If you venture out in Paris between 1AM and 7AM, bring your torch (flashlight), says UK's Daily Mail.
As France's top court rules his 75% tax rate for the "rich" is unconstitutional, President Hollande goes on, trying to instill "sobriety" in the French by turning off lights in Paris and other cities, towns and villages all over the country.
And save money.
How about saving money by cutting your bureaucracy, Mr. President?
Instead, he will punish people - tradesmen, tourists, locals.
At least in France, rich people are defined as "having 1 million euro income or more", not like the US's 250,000 dollars or worse, Greece's 45,000 euro.
From Mail Online (12/29/2012; emphasis is mine):
Lights to be turned off in France to save money and show 'sobriety'
Paris may lose its trademark glow next year after plans emerged to extinguish its street lighting at night to save money.
French President Francois Hollande and his energy minister Delphine Batho are considering turning out the lights in and outside public buildings, offices and shops in the early hours of the morning.
If the scheme goes ahead, late-night revellers in the city would be advised to carry torches if they venture out between the hours of 1 and 7am.
The rules will also apply to other French cities, villages, and towns.
Batho said the measure would save energy and money, and show 'sobriety', although the plan has proved unpopular with traders.
It follows on from a new rule last July which states businesses must turn off neon lights between 1 and 6am. The measure was introduced as part of the French government's bid to improve its energy efficiency by 20 percent by 2020.
But the proposal was not popular with businesses, who believe that it could kill trade and discourage tourists.
'Visitors and locals follow the light, from one spot to another, all night long,' French chef and culinary consultant Didier Quemener told Quartz.
'My clients don’t want to be in the dark in the City of Light.'
France was visited by more than 81 million tourists in 2011 and the tourism industry employs some 900,000 people, according to government figures cited by Bloomberg.com.
Fearing for the impact on the economy, vice-president of France’s Commerce Council, Sofy Mulle, told Bloomberg there must be a better way.

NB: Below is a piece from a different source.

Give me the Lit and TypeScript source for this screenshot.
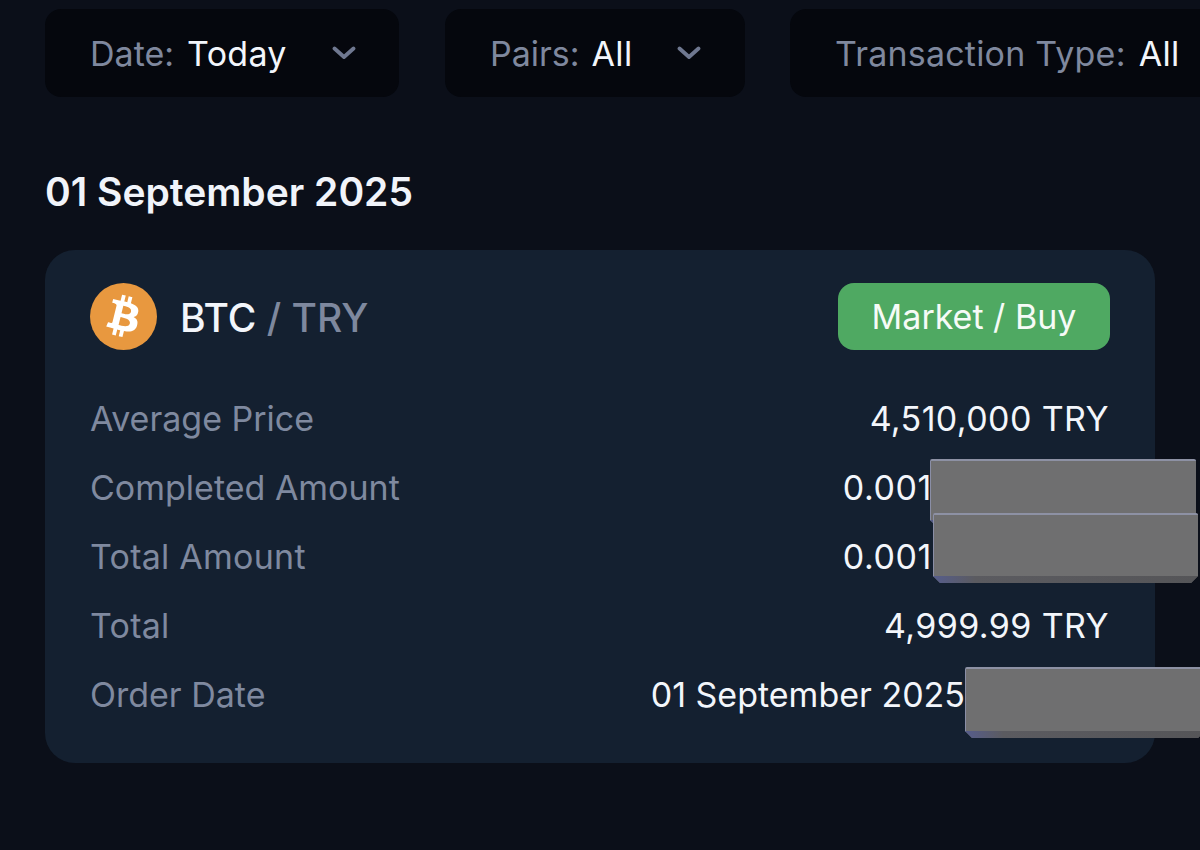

She said: 'Surely we can work out environmentally friendly solutions that have less impact on our society and economy.'
The plan is already in place at the city’s more than 300 churches, bridges, and monuments, including the Eiffel Tower.
'One of our main objectives is to change the culture,' energy minister Batho told a French TV station.
'We need to end the cycle of producing more because we are consuming more. There should be sobriety in energy use.'
The energy minister Delphine Batho's word sounds ominous to me. To change the culture, to what she and her boss think should be. There should be sobriety, forced by them.
Well, they won the election, so they must be thinking, like the US president and the Japanese prime minister, that they have the mandate.